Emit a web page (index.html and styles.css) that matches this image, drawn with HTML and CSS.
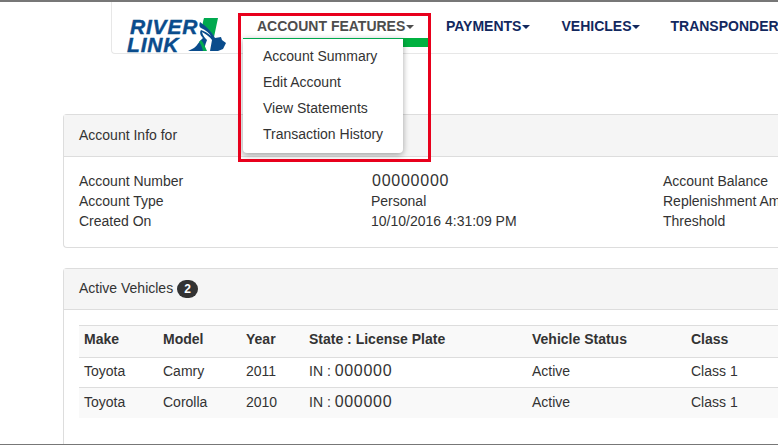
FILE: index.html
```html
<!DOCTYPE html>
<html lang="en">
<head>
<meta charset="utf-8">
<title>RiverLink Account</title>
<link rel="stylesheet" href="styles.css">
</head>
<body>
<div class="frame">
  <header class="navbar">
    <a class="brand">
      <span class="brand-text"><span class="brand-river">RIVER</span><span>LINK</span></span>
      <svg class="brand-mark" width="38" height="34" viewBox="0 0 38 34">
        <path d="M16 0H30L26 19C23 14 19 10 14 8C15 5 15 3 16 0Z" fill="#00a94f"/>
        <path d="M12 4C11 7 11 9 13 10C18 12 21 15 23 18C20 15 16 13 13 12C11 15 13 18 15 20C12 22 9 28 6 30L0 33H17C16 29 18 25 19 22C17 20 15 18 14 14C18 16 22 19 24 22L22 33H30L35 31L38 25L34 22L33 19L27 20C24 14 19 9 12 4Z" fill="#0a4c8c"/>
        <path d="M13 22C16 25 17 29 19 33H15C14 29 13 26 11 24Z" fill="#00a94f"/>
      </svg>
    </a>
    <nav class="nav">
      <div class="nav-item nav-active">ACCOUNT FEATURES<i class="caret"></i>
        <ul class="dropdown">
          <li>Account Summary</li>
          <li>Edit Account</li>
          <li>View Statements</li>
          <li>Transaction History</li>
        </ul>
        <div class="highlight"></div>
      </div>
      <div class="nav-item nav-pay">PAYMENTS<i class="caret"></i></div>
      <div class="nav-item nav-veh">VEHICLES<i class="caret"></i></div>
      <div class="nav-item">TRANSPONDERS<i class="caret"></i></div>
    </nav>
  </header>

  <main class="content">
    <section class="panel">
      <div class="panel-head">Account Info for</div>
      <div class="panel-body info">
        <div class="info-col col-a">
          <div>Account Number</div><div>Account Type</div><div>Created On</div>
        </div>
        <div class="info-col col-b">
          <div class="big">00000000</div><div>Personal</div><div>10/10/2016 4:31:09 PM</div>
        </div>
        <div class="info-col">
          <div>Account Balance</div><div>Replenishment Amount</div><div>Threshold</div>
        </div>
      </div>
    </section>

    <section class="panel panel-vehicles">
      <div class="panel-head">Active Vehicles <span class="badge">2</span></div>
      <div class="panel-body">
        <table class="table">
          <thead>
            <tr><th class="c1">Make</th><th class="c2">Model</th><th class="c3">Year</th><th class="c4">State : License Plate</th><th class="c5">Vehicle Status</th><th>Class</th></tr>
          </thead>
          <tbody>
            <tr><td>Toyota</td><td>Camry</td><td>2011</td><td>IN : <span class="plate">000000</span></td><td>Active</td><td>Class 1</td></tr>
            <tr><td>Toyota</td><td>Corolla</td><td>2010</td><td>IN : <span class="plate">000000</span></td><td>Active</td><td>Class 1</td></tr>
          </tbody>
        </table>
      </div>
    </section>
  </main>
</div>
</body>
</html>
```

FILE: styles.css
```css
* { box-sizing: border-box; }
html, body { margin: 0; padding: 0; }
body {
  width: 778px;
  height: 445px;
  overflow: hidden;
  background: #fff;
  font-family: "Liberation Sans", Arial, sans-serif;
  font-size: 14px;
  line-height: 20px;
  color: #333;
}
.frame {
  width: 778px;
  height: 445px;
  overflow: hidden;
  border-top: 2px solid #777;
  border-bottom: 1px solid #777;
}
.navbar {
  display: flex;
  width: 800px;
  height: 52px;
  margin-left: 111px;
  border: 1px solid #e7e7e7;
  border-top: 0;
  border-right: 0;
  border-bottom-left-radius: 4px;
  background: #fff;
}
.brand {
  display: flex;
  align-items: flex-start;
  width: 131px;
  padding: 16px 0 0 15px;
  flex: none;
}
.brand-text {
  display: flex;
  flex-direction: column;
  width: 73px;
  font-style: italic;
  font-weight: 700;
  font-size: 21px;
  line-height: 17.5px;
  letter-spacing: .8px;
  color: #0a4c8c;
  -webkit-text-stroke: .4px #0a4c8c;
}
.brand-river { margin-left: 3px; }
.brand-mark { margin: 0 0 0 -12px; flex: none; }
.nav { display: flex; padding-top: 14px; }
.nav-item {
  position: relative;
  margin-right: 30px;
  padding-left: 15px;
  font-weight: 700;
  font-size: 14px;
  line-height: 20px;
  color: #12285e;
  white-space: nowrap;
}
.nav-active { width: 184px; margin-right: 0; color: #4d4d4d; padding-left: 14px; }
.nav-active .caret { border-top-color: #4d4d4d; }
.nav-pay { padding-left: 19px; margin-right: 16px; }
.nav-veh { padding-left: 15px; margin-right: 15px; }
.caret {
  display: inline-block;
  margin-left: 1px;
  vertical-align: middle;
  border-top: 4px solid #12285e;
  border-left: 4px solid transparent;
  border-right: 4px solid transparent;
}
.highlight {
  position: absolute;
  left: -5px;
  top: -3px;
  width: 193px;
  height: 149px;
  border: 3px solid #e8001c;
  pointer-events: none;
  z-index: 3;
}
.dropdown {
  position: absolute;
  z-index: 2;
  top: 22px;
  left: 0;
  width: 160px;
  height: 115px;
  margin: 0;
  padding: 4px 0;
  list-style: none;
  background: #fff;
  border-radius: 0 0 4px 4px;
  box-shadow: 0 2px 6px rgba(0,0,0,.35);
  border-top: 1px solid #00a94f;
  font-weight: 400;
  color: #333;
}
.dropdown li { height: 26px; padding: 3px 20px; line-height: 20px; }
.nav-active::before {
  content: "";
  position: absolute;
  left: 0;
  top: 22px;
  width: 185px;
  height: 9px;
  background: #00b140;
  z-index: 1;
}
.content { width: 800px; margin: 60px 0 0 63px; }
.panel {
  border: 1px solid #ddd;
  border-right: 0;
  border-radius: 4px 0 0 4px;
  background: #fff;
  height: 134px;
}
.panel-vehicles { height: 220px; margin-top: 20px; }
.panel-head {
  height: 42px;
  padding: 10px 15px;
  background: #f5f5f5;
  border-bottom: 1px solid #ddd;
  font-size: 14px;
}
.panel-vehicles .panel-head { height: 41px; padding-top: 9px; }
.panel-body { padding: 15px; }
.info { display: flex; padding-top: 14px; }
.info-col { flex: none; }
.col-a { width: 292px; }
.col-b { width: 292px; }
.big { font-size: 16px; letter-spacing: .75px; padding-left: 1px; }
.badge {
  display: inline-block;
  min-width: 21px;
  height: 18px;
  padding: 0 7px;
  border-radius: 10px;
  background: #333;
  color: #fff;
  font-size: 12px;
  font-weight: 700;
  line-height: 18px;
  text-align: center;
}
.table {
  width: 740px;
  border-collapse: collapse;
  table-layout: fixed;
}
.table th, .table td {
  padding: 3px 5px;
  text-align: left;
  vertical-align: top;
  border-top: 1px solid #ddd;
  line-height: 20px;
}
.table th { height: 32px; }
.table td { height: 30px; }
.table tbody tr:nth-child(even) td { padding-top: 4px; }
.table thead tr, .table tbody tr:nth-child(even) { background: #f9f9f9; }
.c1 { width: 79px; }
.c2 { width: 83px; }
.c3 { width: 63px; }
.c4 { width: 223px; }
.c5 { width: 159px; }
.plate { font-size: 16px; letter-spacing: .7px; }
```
- - -
§ **Exercise**
Reproduce the material in its entirety and word for word, without the pictures.

§ **Result**
Emit a web page (index.html and styles.css) that matches this image, drawn with HTML and CSS.
FILE: index.html
```html
<!DOCTYPE html>
<html lang="en">
<head>
<meta charset="utf-8">
<title>RiverLink Account</title>
<link rel="stylesheet" href="styles.css">
</head>
<body>
<div class="frame">
  <header class="navbar">
    <a class="brand">
      <span class="brand-text"><span class="brand-river">RIVER</span><span>LINK</span></span>
      <svg class="brand-mark" width="38" height="34" viewBox="0 0 38 34">
        <path d="M16 0H30L26 19C23 14 19 10 14 8C15 5 15 3 16 0Z" fill="#00a94f"/>
        <path d="M12 4C11 7 11 9 13 10C18 12 21 15 23 18C20 15 16 13 13 12C11 15 13 18 15 20C12 22 9 28 6 30L0 33H17C16 29 18 25 19 22C17 20 15 18 14 14C18 16 22 19 24 22L22 33H30L35 31L38 25L34 22L33 19L27 20C24 14 19 9 12 4Z" fill="#0a4c8c"/>
        <path d="M13 22C16 25 17 29 19 33H15C14 29 13 26 11 24Z" fill="#00a94f"/>
      </svg>
    </a>
    <nav class="nav">
      <div class="nav-item nav-active">ACCOUNT FEATURES<i class="caret"></i>
        <ul class="dropdown">
          <li>Account Summary</li>
          <li>Edit Account</li>
          <li>View Statements</li>
          <li>Transaction History</li>
        </ul>
        <div class="highlight"></div>
      </div>
      <div class="nav-item nav-pay">PAYMENTS<i class="caret"></i></div>
      <div class="nav-item nav-veh">VEHICLES<i class="caret"></i></div>
      <div class="nav-item">TRANSPONDERS<i class="caret"></i></div>
    </nav>
  </header>

  <main class="content">
    <section class="panel">
      <div class="panel-head">Account Info for</div>
      <div class="panel-body info">
        <div class="info-col col-a">
          <div>Account Number</div><div>Account Type</div><div>Created On</div>
        </div>
        <div class="info-col col-b">
          <div class="big">00000000</div><div>Personal</div><div>10/10/2016 4:31:09 PM</div>
        </div>
        <div class="info-col">
          <div>Account Balance</div><div>Replenishment Amount</div><div>Threshold</div>
        </div>
      </div>
    </section>

    <section class="panel panel-vehicles">
      <div class="panel-head">Active Vehicles <span class="badge">2</span></div>
      <div class="panel-body">
        <table class="table">
          <thead>
            <tr><th class="c1">Make</th><th class="c2">Model</th><th class="c3">Year</th><th class="c4">State : License Plate</th><th class="c5">Vehicle Status</th><th>Class</th></tr>
          </thead>
          <tbody>
            <tr><td>Toyota</td><td>Camry</td><td>2011</td><td>IN : <span class="plate">000000</span></td><td>Active</td><td>Class 1</td></tr>
            <tr><td>Toyota</td><td>Corolla</td><td>2010</td><td>IN : <span class="plate">000000</span></td><td>Active</td><td>Class 1</td></tr>
          </tbody>
        </table>
      </div>
    </section>
  </main>
</div>
</body>
</html>
```

FILE: styles.css
```css
* { box-sizing: border-box; }
html, body { margin: 0; padding: 0; }
body {
  width: 778px;
  height: 445px;
  overflow: hidden;
  background: #fff;
  font-family: "Liberation Sans", Arial, sans-serif;
  font-size: 14px;
  line-height: 20px;
  color: #333;
}
.frame {
  width: 778px;
  height: 445px;
  overflow: hidden;
  border-top: 2px solid #777;
  border-bottom: 1px solid #777;
}
.navbar {
  display: flex;
  width: 800px;
  height: 52px;
  margin-left: 111px;
  border: 1px solid #e7e7e7;
  border-top: 0;
  border-right: 0;
  border-bottom-left-radius: 4px;
  background: #fff;
}
.brand {
  display: flex;
  align-items: flex-start;
  width: 131px;
  padding: 16px 0 0 15px;
  flex: none;
}
.brand-text {
  display: flex;
  flex-direction: column;
  width: 73px;
  font-style: italic;
  font-weight: 700;
  font-size: 21px;
  line-height: 17.5px;
  letter-spacing: .8px;
  color: #0a4c8c;
  -webkit-text-stroke: .4px #0a4c8c;
}
.brand-river { margin-left: 3px; }
.brand-mark { margin: 0 0 0 -12px; flex: none; }
.nav { display: flex; padding-top: 14px; }
.nav-item {
  position: relative;
  margin-right: 30px;
  padding-left: 15px;
  font-weight: 700;
  font-size: 14px;
  line-height: 20px;
  color: #12285e;
  white-space: nowrap;
}
.nav-active { width: 184px; margin-right: 0; color: #4d4d4d; padding-left: 14px; }
.nav-active .caret { border-top-color: #4d4d4d; }
.nav-pay { padding-left: 19px; margin-right: 16px; }
.nav-veh { padding-left: 15px; margin-right: 15px; }
.caret {
  display: inline-block;
  margin-left: 1px;
  vertical-align: middle;
  border-top: 4px solid #12285e;
  border-left: 4px solid transparent;
  border-right: 4px solid transparent;
}
.highlight {
  position: absolute;
  left: -5px;
  top: -3px;
  width: 193px;
  height: 149px;
  border: 3px solid #e8001c;
  pointer-events: none;
  z-index: 3;
}
.dropdown {
  position: absolute;
  z-index: 2;
  top: 22px;
  left: 0;
  width: 160px;
  height: 115px;
  margin: 0;
  padding: 4px 0;
  list-style: none;
  background: #fff;
  border-radius: 0 0 4px 4px;
  box-shadow: 0 2px 6px rgba(0,0,0,.35);
  border-top: 1px solid #00a94f;
  font-weight: 400;
  color: #333;
}
.dropdown li { height: 26px; padding: 3px 20px; line-height: 20px; }
.nav-active::before {
  content: "";
  position: absolute;
  left: 0;
  top: 22px;
  width: 185px;
  height: 9px;
  background: #00b140;
  z-index: 1;
}
.content { width: 800px; margin: 60px 0 0 63px; }
.panel {
  border: 1px solid #ddd;
  border-right: 0;
  border-radius: 4px 0 0 4px;
  background: #fff;
  height: 134px;
}
.panel-vehicles { height: 220px; margin-top: 20px; }
.panel-head {
  height: 42px;
  padding: 10px 15px;
  background: #f5f5f5;
  border-bottom: 1px solid #ddd;
  font-size: 14px;
}
.panel-vehicles .panel-head { height: 41px; padding-top: 9px; }
.panel-body { padding: 15px; }
.info { display: flex; padding-top: 14px; }
.info-col { flex: none; }
.col-a { width: 292px; }
.col-b { width: 292px; }
.big { font-size: 16px; letter-spacing: .75px; padding-left: 1px; }
.badge {
  display: inline-block;
  min-width: 21px;
  height: 18px;
  padding: 0 7px;
  border-radius: 10px;
  background: #333;
  color: #fff;
  font-size: 12px;
  font-weight: 700;
  line-height: 18px;
  text-align: center;
}
.table {
  width: 740px;
  border-collapse: collapse;
  table-layout: fixed;
}
.table th, .table td {
  padding: 3px 5px;
  text-align: left;
  vertical-align: top;
  border-top: 1px solid #ddd;
  line-height: 20px;
}
.table th { height: 32px; }
.table td { height: 30px; }
.table tbody tr:nth-child(even) td { padding-top: 4px; }
.table thead tr, .table tbody tr:nth-child(even) { background: #f9f9f9; }
.c1 { width: 79px; }
.c2 { width: 83px; }
.c3 { width: 63px; }
.c4 { width: 223px; }
.c5 { width: 159px; }
.plate { font-size: 16px; letter-spacing: .7px; }
```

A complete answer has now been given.